• _TASK DIRECTIONS_:
Transcribe the lines below verbatim, skipping the images.

• _DATA EXCERPT_:
## start

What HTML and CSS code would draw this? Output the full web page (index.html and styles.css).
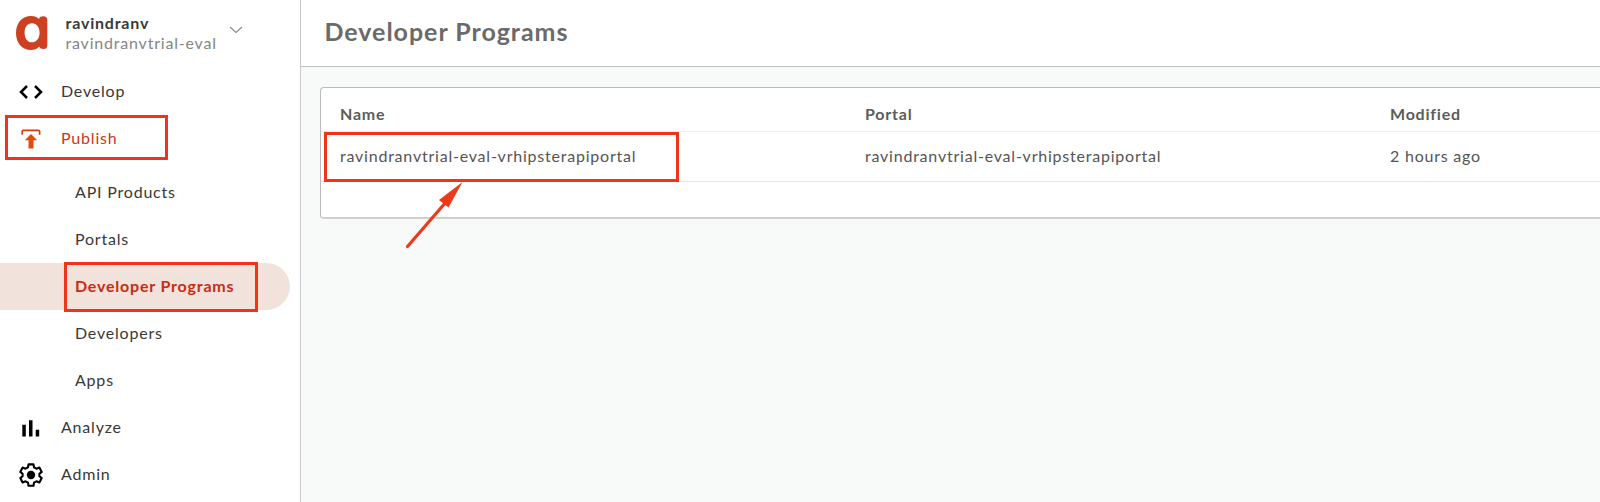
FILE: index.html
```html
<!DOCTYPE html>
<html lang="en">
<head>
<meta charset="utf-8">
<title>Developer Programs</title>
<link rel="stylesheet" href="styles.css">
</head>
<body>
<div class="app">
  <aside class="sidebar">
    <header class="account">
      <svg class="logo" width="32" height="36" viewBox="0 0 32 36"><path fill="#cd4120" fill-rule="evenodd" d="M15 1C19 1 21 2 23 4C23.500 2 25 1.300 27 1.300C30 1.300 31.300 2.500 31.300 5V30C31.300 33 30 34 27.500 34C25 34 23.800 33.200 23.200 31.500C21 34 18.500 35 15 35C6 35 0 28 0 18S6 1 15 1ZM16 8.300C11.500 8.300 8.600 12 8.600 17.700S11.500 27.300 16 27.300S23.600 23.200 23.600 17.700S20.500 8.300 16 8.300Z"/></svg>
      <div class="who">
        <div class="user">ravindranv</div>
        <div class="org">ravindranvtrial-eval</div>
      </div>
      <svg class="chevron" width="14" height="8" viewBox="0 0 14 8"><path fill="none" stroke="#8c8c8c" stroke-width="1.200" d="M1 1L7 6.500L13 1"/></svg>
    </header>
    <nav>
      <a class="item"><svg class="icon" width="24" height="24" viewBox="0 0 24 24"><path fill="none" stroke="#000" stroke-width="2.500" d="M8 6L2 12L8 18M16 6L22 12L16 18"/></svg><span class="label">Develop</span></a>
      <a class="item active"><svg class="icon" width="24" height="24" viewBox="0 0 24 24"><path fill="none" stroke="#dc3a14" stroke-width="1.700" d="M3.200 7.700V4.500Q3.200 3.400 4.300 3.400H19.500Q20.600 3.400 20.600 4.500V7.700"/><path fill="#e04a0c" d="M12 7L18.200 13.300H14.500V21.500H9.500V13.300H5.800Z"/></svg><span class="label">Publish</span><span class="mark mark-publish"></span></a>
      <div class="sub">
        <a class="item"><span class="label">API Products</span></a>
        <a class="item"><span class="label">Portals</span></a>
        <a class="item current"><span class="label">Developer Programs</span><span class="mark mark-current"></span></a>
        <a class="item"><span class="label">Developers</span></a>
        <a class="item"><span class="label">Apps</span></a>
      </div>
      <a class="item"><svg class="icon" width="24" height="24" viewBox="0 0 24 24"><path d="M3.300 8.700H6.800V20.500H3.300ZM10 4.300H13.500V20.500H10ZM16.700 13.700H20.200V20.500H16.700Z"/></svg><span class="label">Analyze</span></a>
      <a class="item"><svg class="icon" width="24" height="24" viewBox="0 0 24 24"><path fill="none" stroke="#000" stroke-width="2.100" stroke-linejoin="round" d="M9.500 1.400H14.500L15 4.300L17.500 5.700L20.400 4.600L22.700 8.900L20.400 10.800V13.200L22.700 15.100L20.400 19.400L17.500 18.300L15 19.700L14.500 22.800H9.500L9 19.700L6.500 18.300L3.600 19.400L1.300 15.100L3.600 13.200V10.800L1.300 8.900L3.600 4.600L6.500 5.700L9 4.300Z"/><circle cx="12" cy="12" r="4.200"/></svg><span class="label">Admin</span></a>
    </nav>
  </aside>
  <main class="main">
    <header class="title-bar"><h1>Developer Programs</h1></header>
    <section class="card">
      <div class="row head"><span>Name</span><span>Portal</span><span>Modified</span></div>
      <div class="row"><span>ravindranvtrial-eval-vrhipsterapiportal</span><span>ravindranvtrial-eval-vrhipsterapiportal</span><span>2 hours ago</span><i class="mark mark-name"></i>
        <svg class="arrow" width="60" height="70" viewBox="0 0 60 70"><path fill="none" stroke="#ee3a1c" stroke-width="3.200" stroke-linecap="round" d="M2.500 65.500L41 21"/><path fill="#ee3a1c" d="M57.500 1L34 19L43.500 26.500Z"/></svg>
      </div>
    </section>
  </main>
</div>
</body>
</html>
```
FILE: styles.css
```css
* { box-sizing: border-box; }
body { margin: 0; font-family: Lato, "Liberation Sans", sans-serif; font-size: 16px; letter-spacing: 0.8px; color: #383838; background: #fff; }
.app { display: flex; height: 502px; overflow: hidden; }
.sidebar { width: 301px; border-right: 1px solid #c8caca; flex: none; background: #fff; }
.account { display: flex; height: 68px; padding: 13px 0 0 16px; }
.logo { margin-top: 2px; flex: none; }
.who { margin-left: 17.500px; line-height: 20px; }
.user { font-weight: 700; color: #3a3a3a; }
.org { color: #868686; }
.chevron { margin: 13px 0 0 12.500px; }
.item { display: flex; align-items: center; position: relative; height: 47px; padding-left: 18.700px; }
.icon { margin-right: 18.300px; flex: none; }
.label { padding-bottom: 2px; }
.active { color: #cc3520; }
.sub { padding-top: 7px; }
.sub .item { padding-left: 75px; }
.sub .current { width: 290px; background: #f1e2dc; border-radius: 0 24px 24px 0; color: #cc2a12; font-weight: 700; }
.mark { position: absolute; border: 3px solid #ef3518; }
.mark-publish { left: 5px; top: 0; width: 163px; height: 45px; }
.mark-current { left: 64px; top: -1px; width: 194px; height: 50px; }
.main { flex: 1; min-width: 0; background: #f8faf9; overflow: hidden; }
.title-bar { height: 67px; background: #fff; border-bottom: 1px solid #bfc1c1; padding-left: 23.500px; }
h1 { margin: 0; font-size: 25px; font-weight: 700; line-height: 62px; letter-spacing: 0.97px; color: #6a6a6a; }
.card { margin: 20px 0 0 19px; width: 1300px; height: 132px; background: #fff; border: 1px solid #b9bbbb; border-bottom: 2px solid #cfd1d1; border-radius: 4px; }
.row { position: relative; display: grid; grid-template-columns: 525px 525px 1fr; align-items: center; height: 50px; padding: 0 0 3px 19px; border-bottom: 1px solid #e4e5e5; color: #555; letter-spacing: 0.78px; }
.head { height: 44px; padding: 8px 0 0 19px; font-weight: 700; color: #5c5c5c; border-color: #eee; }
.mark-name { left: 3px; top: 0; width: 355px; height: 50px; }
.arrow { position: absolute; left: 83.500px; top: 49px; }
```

## end

• _RESULT FOR THIS TASK_:
What HTML and CSS code would draw this? Output the full web page (index.html and styles.css).
FILE: index.html
```html
<!DOCTYPE html>
<html lang="en">
<head>
<meta charset="utf-8">
<title>Developer Programs</title>
<link rel="stylesheet" href="styles.css">
</head>
<body>
<div class="app">
  <aside class="sidebar">
    <header class="account">
      <svg class="logo" width="32" height="36" viewBox="0 0 32 36"><path fill="#cd4120" fill-rule="evenodd" d="M15 1C19 1 21 2 23 4C23.500 2 25 1.300 27 1.300C30 1.300 31.300 2.500 31.300 5V30C31.300 33 30 34 27.500 34C25 34 23.800 33.200 23.200 31.500C21 34 18.500 35 15 35C6 35 0 28 0 18S6 1 15 1ZM16 8.300C11.500 8.300 8.600 12 8.600 17.700S11.500 27.300 16 27.300S23.600 23.200 23.600 17.700S20.500 8.300 16 8.300Z"/></svg>
      <div class="who">
        <div class="user">ravindranv</div>
        <div class="org">ravindranvtrial-eval</div>
      </div>
      <svg class="chevron" width="14" height="8" viewBox="0 0 14 8"><path fill="none" stroke="#8c8c8c" stroke-width="1.200" d="M1 1L7 6.500L13 1"/></svg>
    </header>
    <nav>
      <a class="item"><svg class="icon" width="24" height="24" viewBox="0 0 24 24"><path fill="none" stroke="#000" stroke-width="2.500" d="M8 6L2 12L8 18M16 6L22 12L16 18"/></svg><span class="label">Develop</span></a>
      <a class="item active"><svg class="icon" width="24" height="24" viewBox="0 0 24 24"><path fill="none" stroke="#dc3a14" stroke-width="1.700" d="M3.200 7.700V4.500Q3.200 3.400 4.300 3.400H19.500Q20.600 3.400 20.600 4.500V7.700"/><path fill="#e04a0c" d="M12 7L18.200 13.300H14.500V21.500H9.500V13.300H5.800Z"/></svg><span class="label">Publish</span><span class="mark mark-publish"></span></a>
      <div class="sub">
        <a class="item"><span class="label">API Products</span></a>
        <a class="item"><span class="label">Portals</span></a>
        <a class="item current"><span class="label">Developer Programs</span><span class="mark mark-current"></span></a>
        <a class="item"><span class="label">Developers</span></a>
        <a class="item"><span class="label">Apps</span></a>
      </div>
      <a class="item"><svg class="icon" width="24" height="24" viewBox="0 0 24 24"><path d="M3.300 8.700H6.800V20.500H3.300ZM10 4.300H13.500V20.500H10ZM16.700 13.700H20.200V20.500H16.700Z"/></svg><span class="label">Analyze</span></a>
      <a class="item"><svg class="icon" width="24" height="24" viewBox="0 0 24 24"><path fill="none" stroke="#000" stroke-width="2.100" stroke-linejoin="round" d="M9.500 1.400H14.500L15 4.300L17.500 5.700L20.400 4.600L22.700 8.900L20.400 10.800V13.200L22.700 15.100L20.400 19.400L17.500 18.300L15 19.700L14.500 22.800H9.500L9 19.700L6.500 18.300L3.600 19.400L1.300 15.100L3.600 13.200V10.800L1.300 8.900L3.600 4.600L6.500 5.700L9 4.300Z"/><circle cx="12" cy="12" r="4.200"/></svg><span class="label">Admin</span></a>
    </nav>
  </aside>
  <main class="main">
    <header class="title-bar"><h1>Developer Programs</h1></header>
    <section class="card">
      <div class="row head"><span>Name</span><span>Portal</span><span>Modified</span></div>
      <div class="row"><span>ravindranvtrial-eval-vrhipsterapiportal</span><span>ravindranvtrial-eval-vrhipsterapiportal</span><span>2 hours ago</span><i class="mark mark-name"></i>
        <svg class="arrow" width="60" height="70" viewBox="0 0 60 70"><path fill="none" stroke="#ee3a1c" stroke-width="3.200" stroke-linecap="round" d="M2.500 65.500L41 21"/><path fill="#ee3a1c" d="M57.500 1L34 19L43.500 26.500Z"/></svg>
      </div>
    </section>
  </main>
</div>
</body>
</html>
```
FILE: styles.css
```css
* { box-sizing: border-box; }
body { margin: 0; font-family: Lato, "Liberation Sans", sans-serif; font-size: 16px; letter-spacing: 0.8px; color: #383838; background: #fff; }
.app { display: flex; height: 502px; overflow: hidden; }
.sidebar { width: 301px; border-right: 1px solid #c8caca; flex: none; background: #fff; }
.account { display: flex; height: 68px; padding: 13px 0 0 16px; }
.logo { margin-top: 2px; flex: none; }
.who { margin-left: 17.500px; line-height: 20px; }
.user { font-weight: 700; color: #3a3a3a; }
.org { color: #868686; }
.chevron { margin: 13px 0 0 12.500px; }
.item { display: flex; align-items: center; position: relative; height: 47px; padding-left: 18.700px; }
.icon { margin-right: 18.300px; flex: none; }
.label { padding-bottom: 2px; }
.active { color: #cc3520; }
.sub { padding-top: 7px; }
.sub .item { padding-left: 75px; }
.sub .current { width: 290px; background: #f1e2dc; border-radius: 0 24px 24px 0; color: #cc2a12; font-weight: 700; }
.mark { position: absolute; border: 3px solid #ef3518; }
.mark-publish { left: 5px; top: 0; width: 163px; height: 45px; }
.mark-current { left: 64px; top: -1px; width: 194px; height: 50px; }
.main { flex: 1; min-width: 0; background: #f8faf9; overflow: hidden; }
.title-bar { height: 67px; background: #fff; border-bottom: 1px solid #bfc1c1; padding-left: 23.500px; }
h1 { margin: 0; font-size: 25px; font-weight: 700; line-height: 62px; letter-spacing: 0.97px; color: #6a6a6a; }
.card { margin: 20px 0 0 19px; width: 1300px; height: 132px; background: #fff; border: 1px solid #b9bbbb; border-bottom: 2px solid #cfd1d1; border-radius: 4px; }
.row { position: relative; display: grid; grid-template-columns: 525px 525px 1fr; align-items: center; height: 50px; padding: 0 0 3px 19px; border-bottom: 1px solid #e4e5e5; color: #555; letter-spacing: 0.78px; }
.head { height: 44px; padding: 8px 0 0 19px; font-weight: 700; color: #5c5c5c; border-color: #eee; }
.mark-name { left: 3px; top: 0; width: 355px; height: 50px; }
.arrow { position: absolute; left: 83.500px; top: 49px; }
```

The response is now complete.